Friday, February 29

Horrors album update;;

The Horrors album has been postponed. Its original tentative release date of March has been altered to something like September, according to Faris Badwan, in order to avoid rushing the work. Reasons have been to the effect that in order to develop the spontaneous energy of the first album into a more mature and long-lasting sound, time and care must be taken. Nonetheless new material is being written and recorded as we write, and the rumoured Suicide cover (of 'Dance', as far as we know) will be released as part of a tribute to the electronic pioneers in the near future. So all that is needed is to play the waiting game. Watch this space.

Thursday, February 21

NEiLS CHiLDREN NEWS UPDATE//

Neils Children are moving on... John Linger has confirmed that the plans for the release of LP Pop:Aural have now been abandoned, after almost a year's delay since the original planned release date.
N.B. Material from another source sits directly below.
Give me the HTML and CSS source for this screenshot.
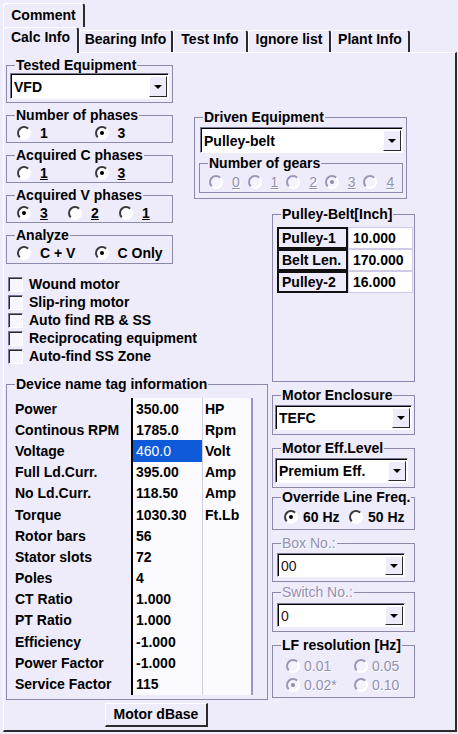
FILE: index.html
```html
<!DOCTYPE html>
<html lang="en">
<head>
    <meta charset="UTF-8">
    <title>Calc Info</title>
    <link rel="stylesheet" href="styles.css">
</head>
<body>

    <!-- Tab strip -->
    <div class="tabs">
        <div class="tab-row">
            <div class="tab tab-comment">Comment</div>
        </div>
        <div class="tab-row tab-row-main">
            <div class="tab active w-calc">Calc Info</div>
            <div class="tab w-bearing">Bearing Info</div>
            <div class="tab w-test">Test Info</div>
            <div class="tab w-ignore">Ignore list</div>
            <div class="tab w-plant">Plant Info</div>
        </div>
    </div>

    <div class="panel">

        <!-- Left stack -->
        <div class="stack">
            <fieldset class="group">
                <legend>Tested Equipment</legend>
                <div class="gbody b-tested">
                    <div class="combo"><span class="combo-text">VFD</span><span class="combo-btn"><i class="arrow"></i></span></div>
                </div>
            </fieldset>

            <fieldset class="group spaced">
                <legend>Number of phases</legend>
                <div class="opts">
                    <span class="opt w78"><i class="radio"></i>1</span>
                    <span class="opt w78"><i class="radio on"></i>3</span>
                </div>
            </fieldset>

            <fieldset class="group spaced">
                <legend>Acquired C phases</legend>
                <div class="opts">
                    <span class="opt w78"><i class="radio"></i><u>1</u></span>
                    <span class="opt w78"><i class="radio on"></i><u>3</u></span>
                </div>
            </fieldset>

            <fieldset class="group spaced">
                <legend>Acquired V phases</legend>
                <div class="opts">
                    <span class="opt w51"><i class="radio on"></i><u>3</u></span>
                    <span class="opt w51"><i class="radio"></i><u>2</u></span>
                    <span class="opt w51"><i class="radio"></i><u>1</u></span>
                </div>
            </fieldset>

            <fieldset class="group spaced">
                <legend>Analyze</legend>
                <div class="opts tall">
                    <span class="opt w79"><i class="radio"></i>C + V</span>
                    <span class="opt w79"><i class="radio on"></i>C Only</span>
                </div>
            </fieldset>

            <div class="checks">
                <div class="check-row"><i class="cbox"></i>Wound motor</div>
                <div class="check-row"><i class="cbox"></i>Slip-ring motor</div>
                <div class="check-row"><i class="cbox"></i>Auto find RB &amp; SS</div>
                <div class="check-row"><i class="cbox"></i>Reciprocating equipment</div>
                <div class="check-row"><i class="cbox"></i>Auto-find SS Zone</div>
            </div>
        </div>

        <!-- Driven equipment -->
        <fieldset class="group driven">
            <legend>Driven Equipment</legend>
            <div class="gbody b-driven">
                <div class="combo c-driven"><span class="combo-text">Pulley-belt</span><span class="combo-btn"><i class="arrow"></i></span></div>
                <fieldset class="group gears">
                    <legend>Number of gears</legend>
                    <div class="opts gear-opts dis">
                        <span class="opt w39"><i class="radio off"></i><u>0</u></span>
                        <span class="opt w39"><i class="radio off"></i><u>1</u></span>
                        <span class="opt w39"><i class="radio off"></i><u>2</u></span>
                        <span class="opt w39"><i class="radio off on"></i><u>3</u></span>
                        <span class="opt w39"><i class="radio off"></i><u>4</u></span>
                    </div>
                </fieldset>
            </div>
        </fieldset>

        <!-- Device name tag -->
        <div class="device">
            <fieldset class="group">
                <legend>Device name tag information</legend>
                <div class="gbody b-device">
                    <table class="tag-table">
                        <tr><td class="c-name">Power</td><td class="c-val">350.00</td><td class="c-unit">HP</td></tr>
                        <tr><td class="c-name">Continous RPM</td><td class="c-val">1785.0</td><td class="c-unit">Rpm</td></tr>
                        <tr><td class="c-name">Voltage</td><td class="c-val sel">460.0</td><td class="c-unit">Volt</td></tr>
                        <tr><td class="c-name">Full Ld.Curr.</td><td class="c-val">395.00</td><td class="c-unit">Amp</td></tr>
                        <tr><td class="c-name">No Ld.Curr.</td><td class="c-val">118.50</td><td class="c-unit">Amp</td></tr>
                        <tr><td class="c-name">Torque</td><td class="c-val">1030.30</td><td class="c-unit">Ft.Lb</td></tr>
                        <tr><td class="c-name">Rotor bars</td><td class="c-val">56</td><td class="c-unit"></td></tr>
                        <tr><td class="c-name">Stator slots</td><td class="c-val">72</td><td class="c-unit"></td></tr>
                        <tr><td class="c-name">Poles</td><td class="c-val">4</td><td class="c-unit"></td></tr>
                        <tr><td class="c-name">CT Ratio</td><td class="c-val">1.000</td><td class="c-unit"></td></tr>
                        <tr><td class="c-name">PT Ratio</td><td class="c-val">1.000</td><td class="c-unit"></td></tr>
                        <tr><td class="c-name">Efficiency</td><td class="c-val">-1.000</td><td class="c-unit"></td></tr>
                        <tr><td class="c-name">Power Factor</td><td class="c-val">-1.000</td><td class="c-unit"></td></tr>
                        <tr><td class="c-name">Service Factor</td><td class="c-val">115</td><td class="c-unit"></td></tr>
                    </table>
                </div>
            </fieldset>
            <button type="button" class="btn">Motor dBase</button>
        </div>

        <!-- Right stack -->
        <div class="right">
            <fieldset class="group pulley">
                <legend>Pulley-Belt[Inch]</legend>
                <div class="gbody b-pulley">
                    <table class="pulley-table">
                        <tr><td class="p-name">Pulley-1</td><td class="p-val">10.000</td></tr>
                        <tr><td class="p-name">Belt Len.</td><td class="p-val">170.000</td></tr>
                        <tr><td class="p-name">Pulley-2</td><td class="p-val">16.000</td></tr>
                    </table>
                </div>
            </fieldset>

            <fieldset class="group r-gap">
                <legend>Motor Enclosure</legend>
                <div class="gbody b-motor">
                    <div class="combo c-small"><span class="combo-text">TEFC</span><span class="combo-btn"><i class="arrow"></i></span></div>
                </div>
            </fieldset>

            <fieldset class="group r-gap">
                <legend>Motor Eff.Level</legend>
                <div class="gbody b-motor">
                    <div class="combo c-small c-eff"><span class="combo-text">Premium Eff.</span><span class="combo-btn"><i class="arrow"></i></span></div>
                </div>
            </fieldset>

            <fieldset class="group r-gap1">
                <legend>Override Line Freq.</legend>
                <div class="opts freq-opts">
                    <span class="opt w65"><i class="radio on"></i>60 Hz</span>
                    <span class="opt"><i class="radio"></i>50 Hz</span>
                </div>
            </fieldset>

            <fieldset class="group r-gap">
                <legend class="dis">Box No.:</legend>
                <div class="gbody b-box">
                    <div class="combo c-box"><span class="combo-text thin">00</span><span class="combo-btn"><i class="arrow"></i></span></div>
                </div>
            </fieldset>

            <fieldset class="group r-gap2">
                <legend class="dis">Switch No.:</legend>
                <div class="gbody b-box b-switch">
                    <div class="combo c-box"><span class="combo-text thin">0</span><span class="combo-btn"><i class="arrow"></i></span></div>
                </div>
            </fieldset>

            <fieldset class="group r-gap">
                <legend>LF resolution [Hz]</legend>
                <div class="lf-grid dis">
                    <span class="opt"><i class="radio off"></i>0.01</span>
                    <span class="opt"><i class="radio off"></i>0.05</span>
                    <span class="opt"><i class="radio off on"></i>0.02*</span>
                    <span class="opt"><i class="radio off"></i>0.10</span>
                </div>
            </fieldset>
        </div>

    </div>

</body>
</html>
```

FILE: styles.css
```css
/* Base */
* {
    box-sizing: border-box;
}

body {
    margin: 0;
    width: 458px;
    height: 734px;
    overflow: hidden;
    background: #eeebfb;
    color: #000;
    font-family: "Liberation Sans", Arial, sans-serif;
    font-weight: bold;
    font-size: 14px;
    line-height: 16px;
}

u {
    text-decoration: underline;
}

/* Tabs */
.tabs {
    padding: 3px 0 0 3px;
}

.tab-row {
    display: flex;
    align-items: flex-end;
}

.tab-row-main {
    height: 25px;
}

.tab {
    height: 22px;
    padding-top: 0;
    text-align: center;
    white-space: nowrap;
    border-top: 1px solid #fff;
    border-left: 1px solid #fff;
    border-right: 2px solid #2b2b2b;
    border-radius: 3px 3px 0 0;
}

.tab-comment {
    width: 82px;
    height: 24px;
    padding-top: 3px;
}

.tab.active {
    position: relative;
    z-index: 1;
    height: 26px;
    padding-top: 1px;
    margin-bottom: -1px;
    background: #eeebfb;
}

.w-calc { width: 76px; }
.w-bearing { width: 94px; }
.w-test { width: 75px; }
.w-ignore { width: 83px; }
.w-plant { width: 79px; }

/* Panel */
.panel {
    margin-left: 3px;
    width: 454px;
    height: 680px;
    padding: 4px 0 0 2px;
    border-top: 1px solid #fff;
    border-left: 1px solid #fff;
    border-right: 2px solid #2b2b2b;
    border-bottom: 2px solid #2b2b2b;
    display: grid;
    grid-template-columns: 167px 21px 74px 4px 144px;
    grid-template-rows: 143px 176px auto;
    grid-template-areas:
        "stack . driven driven driven"
        "stack . . . right"
        "device device device . right";
    align-items: start;
}

/* Group boxes */
.group {
    margin: 0;
    padding: 0;
    min-width: 0;
    border: 1px solid #8d89ad;
}

.group legend {
    margin-left: 8px;
    padding: 0 1px;
    line-height: 16px;
    white-space: nowrap;
}

.stack {
    grid-area: stack;
    width: 167px;
}

.group.driven {
    grid-area: driven;
    width: 213px;
    margin-top: 52px;
}

.device {
    grid-area: device;
}

.right {
    grid-area: right;
    width: 143px;
}

.spaced {
    margin-top: 4px;
}

.b-tested {
    padding: 0 3px 3px;
}

.b-driven {
    padding: 2px 3px 5px 4px;
}

.c-driven {
    margin-left: 1px;
}

.gears {
    margin-top: 2px;
}

/* Combo boxes */
.combo {
    display: flex;
    align-items: center;
    height: 26px;
    padding-left: 3px;
    background: #fff;
    border: 1px solid;
    border-color: #7a7894 #fff #fff #7a7894;
    box-shadow: inset 1px 1px 0 #000;
}

.combo-text {
    flex: 1;
    white-space: nowrap;
    overflow: hidden;
    padding-top: 1px;
}

.combo-text.thin {
    font-weight: normal;
    color: #2a1428;
}

.combo-btn {
    align-self: stretch;
    width: 18px;
    margin: 2px 1px 1px 0;
    display: flex;
    align-items: center;
    justify-content: center;
    background: #eeebfb;
    border: 1px solid;
    border-color: #fff #2b2b2b #2b2b2b #fff;
}

.arrow {
    width: 0;
    height: 0;
    border-left: 4px solid transparent;
    border-right: 4px solid transparent;
    border-top: 4px solid #000;
}

.c-small {
    height: 25px;
}

.c-eff {
    width: 133px;
}

.c-box {
    width: 128px;
    height: 24px;
}

/* Radio buttons */
.opts {
    display: flex;
    align-items: center;
    height: 19px;
    padding-left: 10px;
}

.opts.tall {
    height: 20px;
}

.opt {
    display: inline-flex;
    align-items: center;
    white-space: nowrap;
}

.w78 { width: 78px; }
.w79 { width: 79px; }
.w51 { width: 51px; }
.w39 { width: 39px; }
.w65 { width: 65px; }

.radio {
    position: relative;
    flex: none;
    width: 14px;
    height: 14px;
    margin-right: 9px;
    border-radius: 50%;
    border: 2px solid;
    border-color: #3a3a3a #fff #fff #3a3a3a;
    background: #fff;
}

.radio.on::after {
    content: "";
    position: absolute;
    left: 3px;
    top: 3px;
    width: 4px;
    height: 4px;
    border-radius: 50%;
    background: #000;
}

.radio.off {
    border-color: #9a96b4 #fff #fff #9a96b4;
    background: #f4f2fd;
}

.radio.off.on::after {
    background: #8f8bab;
}

.dis {
    color: #9490b0;
    font-weight: normal;
    text-shadow: 1px 1px 0 #fff;
}

.gear-opts {
    height: 21px;
    padding-left: 9px;
}

.gear-opts .radio {
    margin-right: 9px;
}

.freq-opts {
    height: 23px;
    padding-left: 11px;
    margin-bottom: 1px;
}

.freq-opts .radio {
    margin-right: 5px;
}

.lf-grid {
    display: grid;
    grid-template-columns: 68px 60px;
    grid-auto-rows: 19px;
    align-items: center;
    padding: 3px 0 3px 13px;
}

.lf-grid .radio {
    margin-right: 4px;
}

/* Checkboxes */
.checks {
    margin-top: 11px;
    padding-left: 2px;
}

.check-row {
    display: flex;
    align-items: center;
    height: 18px;
    white-space: nowrap;
}

.cbox {
    flex: none;
    width: 15px;
    height: 15px;
    margin-right: 6px;
    background: #f7f6fe;
    border: 1px solid;
    border-color: #7a7894 #fff #fff #7a7894;
    box-shadow: inset 1px 1px 0 #2b2b2b;
}

/* Device name tag table */
.b-device {
    padding: 6px 0 4px 6px;
}

.tag-table {
    width: 240px;
    border-collapse: separate;
    border-spacing: 0;
    table-layout: fixed;
}

.tag-table tr {
    height: 21.2px;
}

.tag-table td {
    padding: 0;
    white-space: nowrap;
}

.c-name {
    width: 118px;
    padding-left: 2px !important;
}

.c-val {
    width: 71px;
    padding-left: 3px !important;
    background: #fbfaff;
    border-left: 2px solid #000;
}

.c-val.sel {
    background: #0f5ad8;
    color: #fff;
    font-weight: normal;
}

.c-unit {
    width: 51px;
    padding-left: 2px !important;
    background: #fbfaff;
    border-left: 1px solid #cfcde2;
    border-right: 2px solid #9896c8;
}

.btn {
    display: block;
    margin: 3px 0 0 99px;
    width: 103px;
    height: 24px;
    padding: 0;
    font: inherit;
    color: #000;
    background: #eeebfb;
    border-top: 1px solid #fff;
    border-left: 1px solid #fff;
    border-right: 2px solid #2b2b2b;
    border-bottom: 2px solid #2b2b2b;
}

/* Right column */
.group.pulley {
    margin-top: 6px;
}

.b-pulley {
    padding: 5px 0 88px 4px;
}

.pulley-table {
    width: 136px;
    border-collapse: separate;
    border-spacing: 0;
    table-layout: fixed;
}

.pulley-table td {
    height: 22px;
    padding: 0;
    white-space: nowrap;
}

.p-name {
    width: 71px;
    padding-left: 3px !important;
    border: 2px solid #111;
}

.p-val {
    padding-left: 4px !important;
    background: #fff;
    border: 1px solid #cfcbe6;
}

.r-gap {
    margin-top: 5px;
}

.r-gap1 {
    margin-top: 1px;
}

.r-gap2 {
    margin-top: 2px;
}

.b-motor {
    padding: 2px 2px 4px 2px;
}

.b-box {
    padding: 2px 0 4px 4px;
}

.b-switch {
    padding-top: 3px;
}
```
The album was apparently scrapped after a dispute with Shoreditch's Fortress Studios, where recording was taken place. This isn't the first time that Neils Children have scrapped album plans, and we're sure their sound will carry on developing. For now, fans will have to be content with forthcoming singles 'I'm Ill' (Waks Records) and 'Reflective/Surface' (April77), and with the Neils Children club night The Only Fun In Town, which takes place in Cheshunt on Saturday with the first performance from the three-piece Project:KOMAKINO.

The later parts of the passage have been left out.